The lesson here for us is that we need to cease speaking of the schools we would like to have, and instead see the schools for what they are, probably much more influenced by our own versions of “violence, overcrowding and poverty,” than by our mission statements representing wishful thinking of what the schools should be. In short, the nine admirable guiding values taken from the Forum for Education and Democracy’s mission for the schools are not yet of this world. What is of this world, the actual lives of children, should have all our attention.
October 7, 2007 at 6:50 pm
While I do not disagree with the general premise of your blog, I do believe it dismisses a great deal of the individual good going on in our schools. I use my daughter’s public high school as one example. She attends a school that is more than 50% minority. Some of her teachers are in by 6:30 AM and stay until 6:30 PM, offering assistance. While they are sure to cover the “State” mandated curriculum, they purchase and fund out of their own pocket, extra books and educational material that goes beyond the mandated requirements. These teachers continually challenge the students on both an academic level as well as a social one. Yes they are the exception, but let’s not forget them, because they produce the exceptional students.

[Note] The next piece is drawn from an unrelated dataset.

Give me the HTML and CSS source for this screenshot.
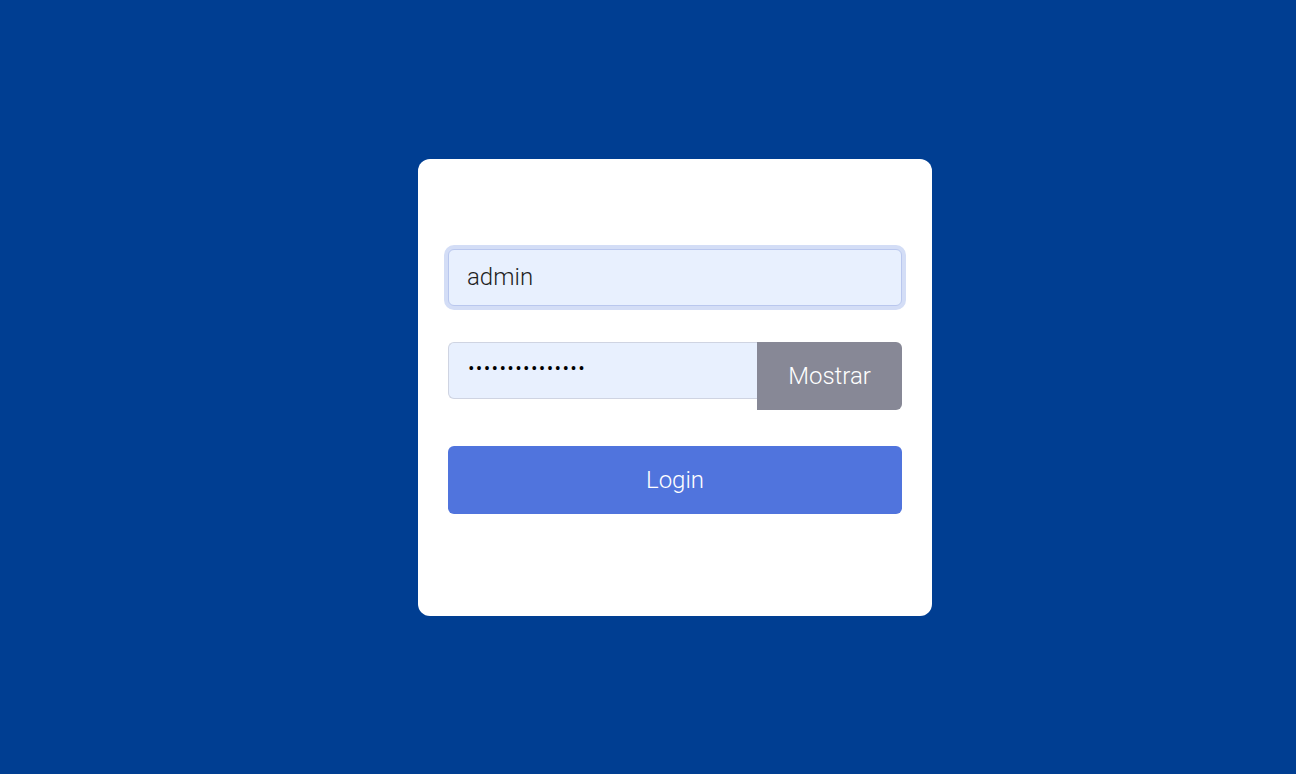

October 11, 2007 at 6:41 pm
One thing that I would like to point out is that a very high quality education is available to almost everyone. There is a reason that the USA has the best system of higher education in the world. The top 10% or so of every public school can go to a great college. While you focus on the number of kids doing poorly in school, I would rather focus on the large number doing well, because those are the ones that are going to be future leaders in their fields.